• [DATA PROVIDED]
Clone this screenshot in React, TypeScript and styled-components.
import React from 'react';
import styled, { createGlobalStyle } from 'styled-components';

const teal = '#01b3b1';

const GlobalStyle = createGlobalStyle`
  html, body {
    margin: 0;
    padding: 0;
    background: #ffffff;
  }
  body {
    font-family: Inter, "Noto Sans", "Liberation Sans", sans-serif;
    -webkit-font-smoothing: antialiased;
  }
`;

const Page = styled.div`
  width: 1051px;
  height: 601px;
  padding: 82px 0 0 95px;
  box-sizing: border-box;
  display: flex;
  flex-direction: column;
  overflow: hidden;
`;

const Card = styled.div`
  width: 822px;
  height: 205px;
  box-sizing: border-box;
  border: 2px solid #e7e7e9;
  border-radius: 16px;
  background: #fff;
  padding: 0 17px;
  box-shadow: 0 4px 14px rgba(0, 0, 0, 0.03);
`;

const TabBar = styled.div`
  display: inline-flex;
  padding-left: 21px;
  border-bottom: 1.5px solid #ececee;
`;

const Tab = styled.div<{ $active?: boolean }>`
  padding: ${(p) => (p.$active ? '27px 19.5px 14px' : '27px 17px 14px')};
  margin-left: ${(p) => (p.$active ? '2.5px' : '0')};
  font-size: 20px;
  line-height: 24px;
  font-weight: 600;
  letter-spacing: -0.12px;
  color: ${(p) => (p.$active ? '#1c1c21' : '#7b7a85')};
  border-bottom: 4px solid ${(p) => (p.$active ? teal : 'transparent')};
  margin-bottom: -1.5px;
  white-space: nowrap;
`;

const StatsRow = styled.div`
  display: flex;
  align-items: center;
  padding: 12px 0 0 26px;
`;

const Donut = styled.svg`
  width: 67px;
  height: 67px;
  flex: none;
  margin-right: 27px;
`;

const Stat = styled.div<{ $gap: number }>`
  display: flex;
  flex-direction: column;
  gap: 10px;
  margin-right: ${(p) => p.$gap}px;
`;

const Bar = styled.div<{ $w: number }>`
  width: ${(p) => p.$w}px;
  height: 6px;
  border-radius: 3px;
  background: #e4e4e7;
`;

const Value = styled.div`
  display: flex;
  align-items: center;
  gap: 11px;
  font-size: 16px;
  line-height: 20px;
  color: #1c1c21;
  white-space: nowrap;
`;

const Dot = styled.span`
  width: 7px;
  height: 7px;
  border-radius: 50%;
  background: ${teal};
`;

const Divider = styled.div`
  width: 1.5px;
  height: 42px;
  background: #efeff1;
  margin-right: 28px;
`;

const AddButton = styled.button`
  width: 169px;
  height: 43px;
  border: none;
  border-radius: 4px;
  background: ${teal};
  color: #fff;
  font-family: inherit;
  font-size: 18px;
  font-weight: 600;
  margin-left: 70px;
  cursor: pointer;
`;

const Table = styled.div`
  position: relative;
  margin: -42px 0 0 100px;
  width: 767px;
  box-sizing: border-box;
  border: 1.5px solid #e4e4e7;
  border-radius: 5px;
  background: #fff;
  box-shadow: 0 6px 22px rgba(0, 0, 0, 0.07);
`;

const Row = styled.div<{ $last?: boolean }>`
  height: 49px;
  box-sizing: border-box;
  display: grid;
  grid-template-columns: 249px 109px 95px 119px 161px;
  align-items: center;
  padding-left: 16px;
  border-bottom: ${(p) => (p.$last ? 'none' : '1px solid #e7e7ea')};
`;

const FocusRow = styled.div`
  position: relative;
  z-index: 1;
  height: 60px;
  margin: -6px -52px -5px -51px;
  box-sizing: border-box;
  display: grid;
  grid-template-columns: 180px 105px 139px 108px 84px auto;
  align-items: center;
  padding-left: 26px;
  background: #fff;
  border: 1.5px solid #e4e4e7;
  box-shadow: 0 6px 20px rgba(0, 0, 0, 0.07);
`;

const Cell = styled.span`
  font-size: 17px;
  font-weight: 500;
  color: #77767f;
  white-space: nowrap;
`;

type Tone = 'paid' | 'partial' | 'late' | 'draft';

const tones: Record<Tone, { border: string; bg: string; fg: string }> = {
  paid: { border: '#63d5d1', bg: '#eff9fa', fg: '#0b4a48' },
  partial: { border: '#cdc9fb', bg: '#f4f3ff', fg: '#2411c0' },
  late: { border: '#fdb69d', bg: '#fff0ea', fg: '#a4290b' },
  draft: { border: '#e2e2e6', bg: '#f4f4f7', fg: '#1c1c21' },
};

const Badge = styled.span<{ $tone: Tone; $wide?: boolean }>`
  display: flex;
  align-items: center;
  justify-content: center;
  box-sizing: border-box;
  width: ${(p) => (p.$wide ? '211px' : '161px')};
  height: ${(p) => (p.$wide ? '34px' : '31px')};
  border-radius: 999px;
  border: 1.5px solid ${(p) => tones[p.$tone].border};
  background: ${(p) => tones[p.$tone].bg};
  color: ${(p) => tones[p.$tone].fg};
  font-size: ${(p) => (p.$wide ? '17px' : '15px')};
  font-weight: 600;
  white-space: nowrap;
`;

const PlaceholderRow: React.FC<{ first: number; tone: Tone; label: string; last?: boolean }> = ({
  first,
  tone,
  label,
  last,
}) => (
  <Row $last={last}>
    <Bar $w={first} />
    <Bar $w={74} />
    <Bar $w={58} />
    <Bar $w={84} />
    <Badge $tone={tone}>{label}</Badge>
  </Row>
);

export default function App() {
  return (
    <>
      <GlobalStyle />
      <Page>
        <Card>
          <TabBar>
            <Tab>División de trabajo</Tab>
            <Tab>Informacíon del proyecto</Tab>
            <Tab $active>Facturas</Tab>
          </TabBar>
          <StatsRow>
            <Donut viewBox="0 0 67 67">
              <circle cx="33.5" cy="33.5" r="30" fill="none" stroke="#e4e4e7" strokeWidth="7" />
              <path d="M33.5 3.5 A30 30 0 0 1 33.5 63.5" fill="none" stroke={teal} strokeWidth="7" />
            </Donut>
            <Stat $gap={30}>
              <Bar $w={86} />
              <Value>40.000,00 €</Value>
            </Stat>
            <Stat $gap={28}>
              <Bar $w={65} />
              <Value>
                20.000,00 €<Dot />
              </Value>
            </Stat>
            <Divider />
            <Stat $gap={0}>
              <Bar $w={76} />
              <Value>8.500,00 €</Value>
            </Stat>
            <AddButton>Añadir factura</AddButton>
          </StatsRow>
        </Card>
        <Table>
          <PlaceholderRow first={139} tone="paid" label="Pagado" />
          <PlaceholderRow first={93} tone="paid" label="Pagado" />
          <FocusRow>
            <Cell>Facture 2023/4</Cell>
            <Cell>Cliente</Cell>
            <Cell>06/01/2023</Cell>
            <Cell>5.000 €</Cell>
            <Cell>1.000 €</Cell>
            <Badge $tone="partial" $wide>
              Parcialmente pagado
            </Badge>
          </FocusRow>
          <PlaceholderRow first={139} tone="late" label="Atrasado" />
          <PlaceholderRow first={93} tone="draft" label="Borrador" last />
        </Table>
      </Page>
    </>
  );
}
--
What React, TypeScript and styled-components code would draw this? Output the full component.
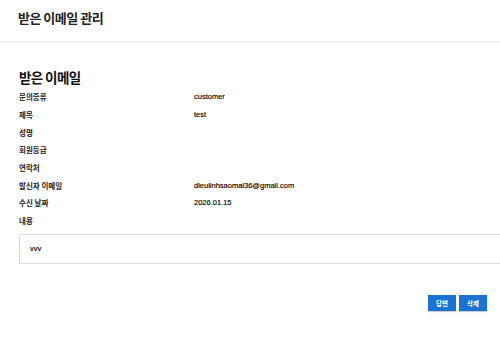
--
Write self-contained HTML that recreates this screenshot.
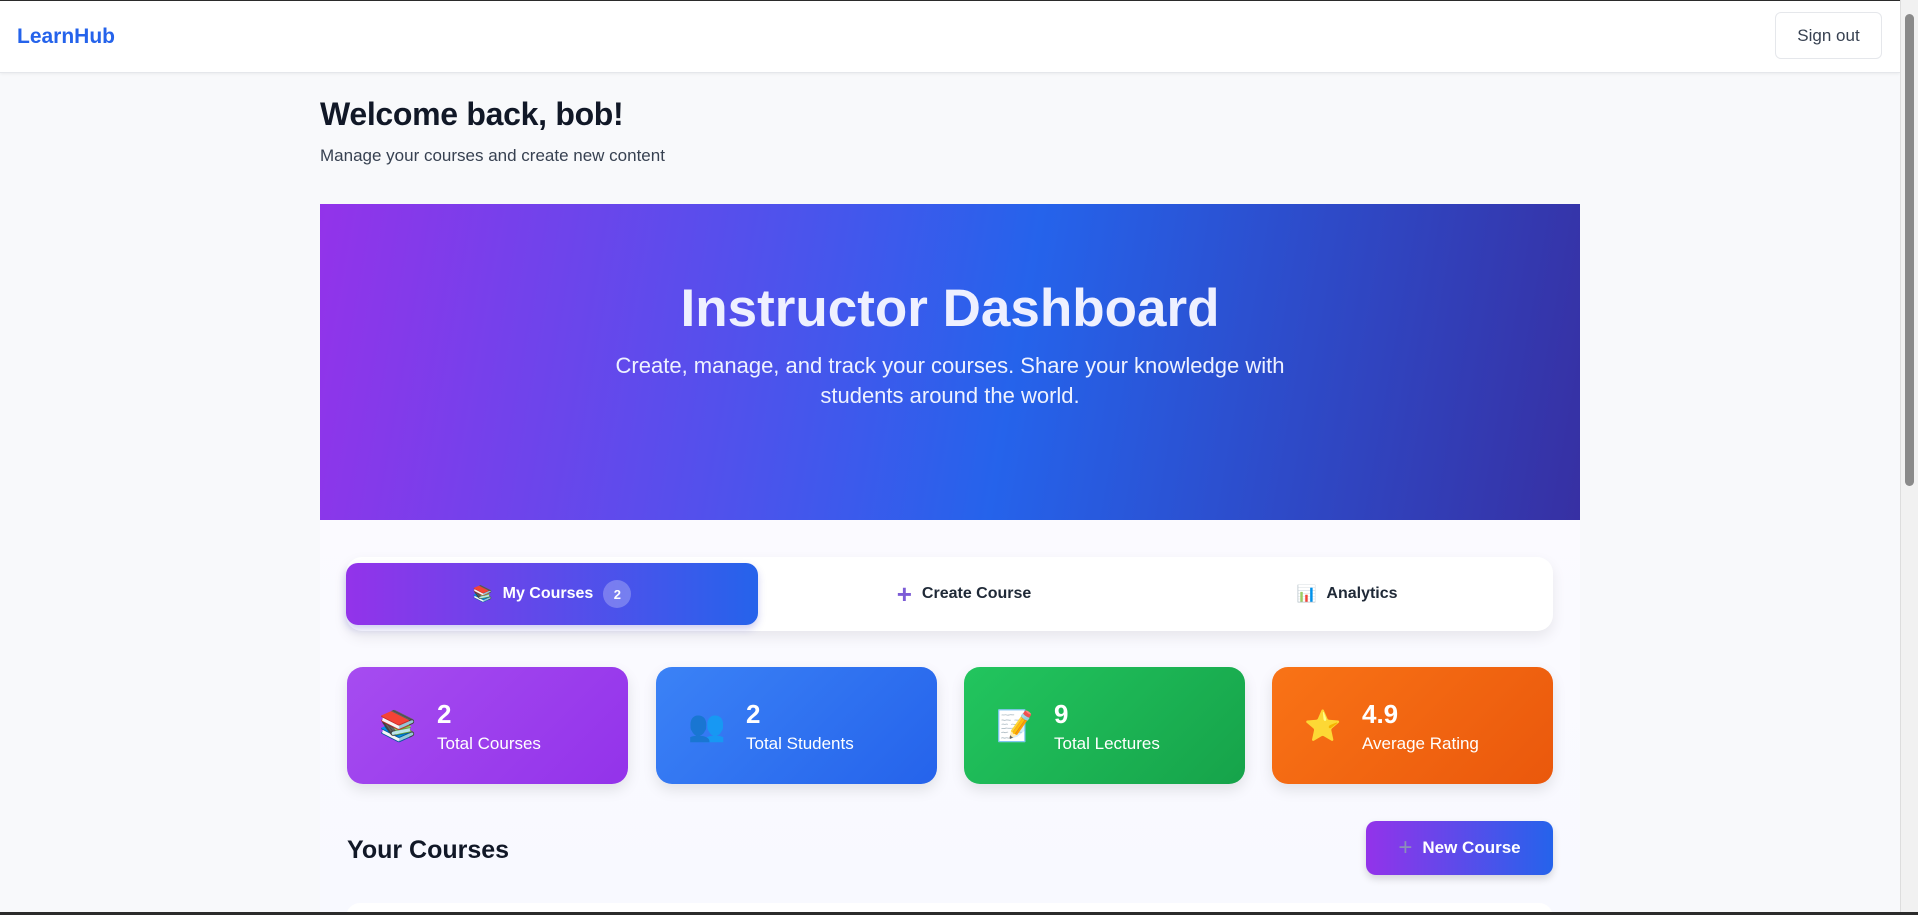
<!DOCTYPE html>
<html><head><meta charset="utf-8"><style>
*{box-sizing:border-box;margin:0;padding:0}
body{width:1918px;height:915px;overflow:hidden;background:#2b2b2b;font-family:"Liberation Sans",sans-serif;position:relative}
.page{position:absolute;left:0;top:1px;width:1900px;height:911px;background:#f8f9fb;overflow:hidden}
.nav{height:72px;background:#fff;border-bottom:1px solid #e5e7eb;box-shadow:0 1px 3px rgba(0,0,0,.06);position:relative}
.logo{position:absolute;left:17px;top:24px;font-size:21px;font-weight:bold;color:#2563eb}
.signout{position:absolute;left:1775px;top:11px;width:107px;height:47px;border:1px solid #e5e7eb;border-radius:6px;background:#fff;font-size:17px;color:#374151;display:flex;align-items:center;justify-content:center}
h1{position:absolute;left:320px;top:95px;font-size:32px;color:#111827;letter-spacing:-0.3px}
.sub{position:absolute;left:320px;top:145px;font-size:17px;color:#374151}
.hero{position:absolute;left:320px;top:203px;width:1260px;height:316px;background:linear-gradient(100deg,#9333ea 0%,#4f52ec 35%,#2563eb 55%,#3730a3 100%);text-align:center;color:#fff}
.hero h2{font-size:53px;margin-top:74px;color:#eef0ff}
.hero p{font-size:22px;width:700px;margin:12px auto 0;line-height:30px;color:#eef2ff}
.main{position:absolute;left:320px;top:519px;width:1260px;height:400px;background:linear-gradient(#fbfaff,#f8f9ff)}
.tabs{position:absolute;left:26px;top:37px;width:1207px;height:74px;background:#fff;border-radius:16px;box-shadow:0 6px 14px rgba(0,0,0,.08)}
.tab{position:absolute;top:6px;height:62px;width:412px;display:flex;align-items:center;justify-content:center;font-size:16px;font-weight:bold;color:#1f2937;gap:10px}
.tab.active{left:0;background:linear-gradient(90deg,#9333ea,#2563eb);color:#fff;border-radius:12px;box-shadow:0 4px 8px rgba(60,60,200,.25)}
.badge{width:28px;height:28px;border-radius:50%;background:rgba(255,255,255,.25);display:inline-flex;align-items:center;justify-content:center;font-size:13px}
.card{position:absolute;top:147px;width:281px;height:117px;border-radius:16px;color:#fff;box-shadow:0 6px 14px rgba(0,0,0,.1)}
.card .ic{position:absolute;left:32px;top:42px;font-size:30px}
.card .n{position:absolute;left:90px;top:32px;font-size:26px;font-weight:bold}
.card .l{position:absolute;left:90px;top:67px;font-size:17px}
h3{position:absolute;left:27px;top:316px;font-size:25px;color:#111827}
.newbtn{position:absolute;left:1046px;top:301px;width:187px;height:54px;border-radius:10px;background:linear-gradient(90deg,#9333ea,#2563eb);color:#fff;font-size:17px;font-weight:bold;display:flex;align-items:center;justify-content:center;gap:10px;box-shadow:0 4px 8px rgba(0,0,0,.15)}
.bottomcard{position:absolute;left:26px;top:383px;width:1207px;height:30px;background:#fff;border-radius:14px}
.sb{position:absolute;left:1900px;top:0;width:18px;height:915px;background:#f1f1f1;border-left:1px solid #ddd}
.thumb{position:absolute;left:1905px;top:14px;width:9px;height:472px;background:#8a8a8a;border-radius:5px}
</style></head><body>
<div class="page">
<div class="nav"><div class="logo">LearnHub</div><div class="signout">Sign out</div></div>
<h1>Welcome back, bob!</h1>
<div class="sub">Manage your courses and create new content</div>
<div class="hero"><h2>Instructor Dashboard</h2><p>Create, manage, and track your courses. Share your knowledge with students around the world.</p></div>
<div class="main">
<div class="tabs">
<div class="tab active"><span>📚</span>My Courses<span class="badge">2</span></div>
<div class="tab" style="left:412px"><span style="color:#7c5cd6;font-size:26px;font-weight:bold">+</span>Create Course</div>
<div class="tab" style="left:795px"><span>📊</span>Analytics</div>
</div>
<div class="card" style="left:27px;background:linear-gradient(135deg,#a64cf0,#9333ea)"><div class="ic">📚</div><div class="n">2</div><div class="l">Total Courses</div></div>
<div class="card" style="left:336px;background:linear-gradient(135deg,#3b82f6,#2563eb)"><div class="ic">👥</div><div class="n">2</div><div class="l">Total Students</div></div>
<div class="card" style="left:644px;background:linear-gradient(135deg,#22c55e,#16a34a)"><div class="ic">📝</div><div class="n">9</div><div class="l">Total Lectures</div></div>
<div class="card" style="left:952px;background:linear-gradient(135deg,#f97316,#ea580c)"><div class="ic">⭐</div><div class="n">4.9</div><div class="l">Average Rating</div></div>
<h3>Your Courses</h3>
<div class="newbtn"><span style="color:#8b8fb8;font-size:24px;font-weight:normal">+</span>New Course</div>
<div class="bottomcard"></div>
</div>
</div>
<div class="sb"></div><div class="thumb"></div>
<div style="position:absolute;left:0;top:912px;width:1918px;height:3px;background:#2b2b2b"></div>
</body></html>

• [SHORT TASK] Looking at the material above, count the lines that hold "TypeScript" and give the total alone.

• [RESULT FOR THIS EXERCISE] 2